## Problem to work on
Copy out the listing that follows, exact in every word, and skip the images.
----
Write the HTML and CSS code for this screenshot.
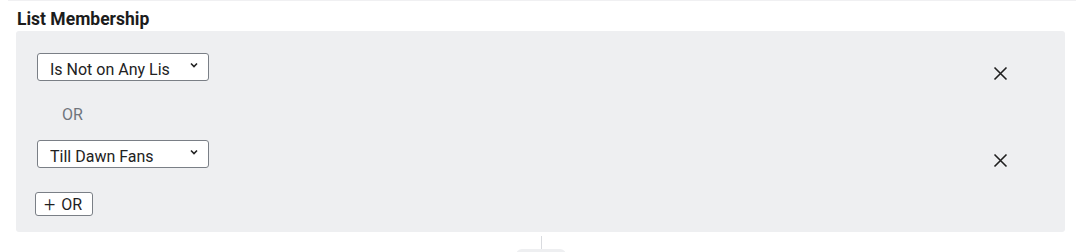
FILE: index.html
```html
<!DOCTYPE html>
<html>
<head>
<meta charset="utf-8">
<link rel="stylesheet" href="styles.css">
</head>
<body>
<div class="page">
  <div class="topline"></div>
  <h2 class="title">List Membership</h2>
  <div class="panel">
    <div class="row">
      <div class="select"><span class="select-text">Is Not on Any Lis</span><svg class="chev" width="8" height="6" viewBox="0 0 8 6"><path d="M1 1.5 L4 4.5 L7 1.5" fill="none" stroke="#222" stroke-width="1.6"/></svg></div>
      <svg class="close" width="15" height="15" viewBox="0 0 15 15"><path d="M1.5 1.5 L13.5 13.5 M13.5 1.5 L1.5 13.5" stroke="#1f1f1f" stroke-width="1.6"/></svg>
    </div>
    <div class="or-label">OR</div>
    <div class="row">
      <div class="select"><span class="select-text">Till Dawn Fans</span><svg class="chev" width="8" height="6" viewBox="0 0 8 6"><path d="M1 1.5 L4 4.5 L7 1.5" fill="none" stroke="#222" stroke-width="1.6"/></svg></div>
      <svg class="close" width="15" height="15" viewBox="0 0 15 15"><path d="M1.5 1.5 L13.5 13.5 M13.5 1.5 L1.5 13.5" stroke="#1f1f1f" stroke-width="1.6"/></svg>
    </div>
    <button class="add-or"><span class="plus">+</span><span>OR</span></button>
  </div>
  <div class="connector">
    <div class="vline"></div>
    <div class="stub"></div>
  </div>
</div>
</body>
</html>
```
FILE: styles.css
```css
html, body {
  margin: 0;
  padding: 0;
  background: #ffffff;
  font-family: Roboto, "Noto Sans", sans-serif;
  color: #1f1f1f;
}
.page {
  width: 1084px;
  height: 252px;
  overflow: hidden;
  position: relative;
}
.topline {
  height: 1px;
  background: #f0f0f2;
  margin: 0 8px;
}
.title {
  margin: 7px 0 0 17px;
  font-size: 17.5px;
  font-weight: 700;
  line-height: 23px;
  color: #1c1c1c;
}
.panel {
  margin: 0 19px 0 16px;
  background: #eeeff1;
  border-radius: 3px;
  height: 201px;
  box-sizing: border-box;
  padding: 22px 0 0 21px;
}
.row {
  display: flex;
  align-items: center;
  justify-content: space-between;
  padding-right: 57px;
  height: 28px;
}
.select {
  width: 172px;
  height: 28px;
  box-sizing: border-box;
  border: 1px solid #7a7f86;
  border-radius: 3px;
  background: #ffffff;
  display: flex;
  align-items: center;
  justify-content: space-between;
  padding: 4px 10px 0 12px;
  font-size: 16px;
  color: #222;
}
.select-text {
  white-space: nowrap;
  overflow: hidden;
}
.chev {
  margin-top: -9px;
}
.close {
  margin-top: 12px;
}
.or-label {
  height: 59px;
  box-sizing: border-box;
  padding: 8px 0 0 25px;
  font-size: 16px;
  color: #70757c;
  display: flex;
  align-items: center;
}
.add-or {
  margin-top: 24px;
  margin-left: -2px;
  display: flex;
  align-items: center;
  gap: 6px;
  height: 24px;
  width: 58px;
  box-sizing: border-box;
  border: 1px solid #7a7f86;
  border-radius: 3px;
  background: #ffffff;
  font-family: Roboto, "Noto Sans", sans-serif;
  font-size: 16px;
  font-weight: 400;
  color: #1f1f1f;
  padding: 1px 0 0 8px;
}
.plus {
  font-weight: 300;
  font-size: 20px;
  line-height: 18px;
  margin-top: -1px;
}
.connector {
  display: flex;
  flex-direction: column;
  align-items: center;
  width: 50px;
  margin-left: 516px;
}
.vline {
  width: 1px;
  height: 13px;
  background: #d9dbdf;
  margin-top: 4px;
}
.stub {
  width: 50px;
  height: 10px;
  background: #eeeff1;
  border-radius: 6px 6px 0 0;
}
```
----
## Solution for this problem
Write the HTML and CSS code for this screenshot.
FILE: index.html
```html
<!DOCTYPE html>
<html>
<head>
<meta charset="utf-8">
<link rel="stylesheet" href="styles.css">
</head>
<body>
<div class="page">
  <div class="topline"></div>
  <h2 class="title">List Membership</h2>
  <div class="panel">
    <div class="row">
      <div class="select"><span class="select-text">Is Not on Any Lis</span><svg class="chev" width="8" height="6" viewBox="0 0 8 6"><path d="M1 1.5 L4 4.5 L7 1.5" fill="none" stroke="#222" stroke-width="1.6"/></svg></div>
      <svg class="close" width="15" height="15" viewBox="0 0 15 15"><path d="M1.5 1.5 L13.5 13.5 M13.5 1.5 L1.5 13.5" stroke="#1f1f1f" stroke-width="1.6"/></svg>
    </div>
    <div class="or-label">OR</div>
    <div class="row">
      <div class="select"><span class="select-text">Till Dawn Fans</span><svg class="chev" width="8" height="6" viewBox="0 0 8 6"><path d="M1 1.5 L4 4.5 L7 1.5" fill="none" stroke="#222" stroke-width="1.6"/></svg></div>
      <svg class="close" width="15" height="15" viewBox="0 0 15 15"><path d="M1.5 1.5 L13.5 13.5 M13.5 1.5 L1.5 13.5" stroke="#1f1f1f" stroke-width="1.6"/></svg>
    </div>
    <button class="add-or"><span class="plus">+</span><span>OR</span></button>
  </div>
  <div class="connector">
    <div class="vline"></div>
    <div class="stub"></div>
  </div>
</div>
</body>
</html>
```
FILE: styles.css
```css
html, body {
  margin: 0;
  padding: 0;
  background: #ffffff;
  font-family: Roboto, "Noto Sans", sans-serif;
  color: #1f1f1f;
}
.page {
  width: 1084px;
  height: 252px;
  overflow: hidden;
  position: relative;
}
.topline {
  height: 1px;
  background: #f0f0f2;
  margin: 0 8px;
}
.title {
  margin: 7px 0 0 17px;
  font-size: 17.5px;
  font-weight: 700;
  line-height: 23px;
  color: #1c1c1c;
}
.panel {
  margin: 0 19px 0 16px;
  background: #eeeff1;
  border-radius: 3px;
  height: 201px;
  box-sizing: border-box;
  padding: 22px 0 0 21px;
}
.row {
  display: flex;
  align-items: center;
  justify-content: space-between;
  padding-right: 57px;
  height: 28px;
}
.select {
  width: 172px;
  height: 28px;
  box-sizing: border-box;
  border: 1px solid #7a7f86;
  border-radius: 3px;
  background: #ffffff;
  display: flex;
  align-items: center;
  justify-content: space-between;
  padding: 4px 10px 0 12px;
  font-size: 16px;
  color: #222;
}
.select-text {
  white-space: nowrap;
  overflow: hidden;
}
.chev {
  margin-top: -9px;
}
.close {
  margin-top: 12px;
}
.or-label {
  height: 59px;
  box-sizing: border-box;
  padding: 8px 0 0 25px;
  font-size: 16px;
  color: #70757c;
  display: flex;
  align-items: center;
}
.add-or {
  margin-top: 24px;
  margin-left: -2px;
  display: flex;
  align-items: center;
  gap: 6px;
  height: 24px;
  width: 58px;
  box-sizing: border-box;
  border: 1px solid #7a7f86;
  border-radius: 3px;
  background: #ffffff;
  font-family: Roboto, "Noto Sans", sans-serif;
  font-size: 16px;
  font-weight: 400;
  color: #1f1f1f;
  padding: 1px 0 0 8px;
}
.plus {
  font-weight: 300;
  font-size: 20px;
  line-height: 18px;
  margin-top: -1px;
}
.connector {
  display: flex;
  flex-direction: column;
  align-items: center;
  width: 50px;
  margin-left: 516px;
}
.vline {
  width: 1px;
  height: 13px;
  background: #d9dbdf;
  margin-top: 4px;
}
.stub {
  width: 50px;
  height: 10px;
  background: #eeeff1;
  border-radius: 6px 6px 0 0;
}
```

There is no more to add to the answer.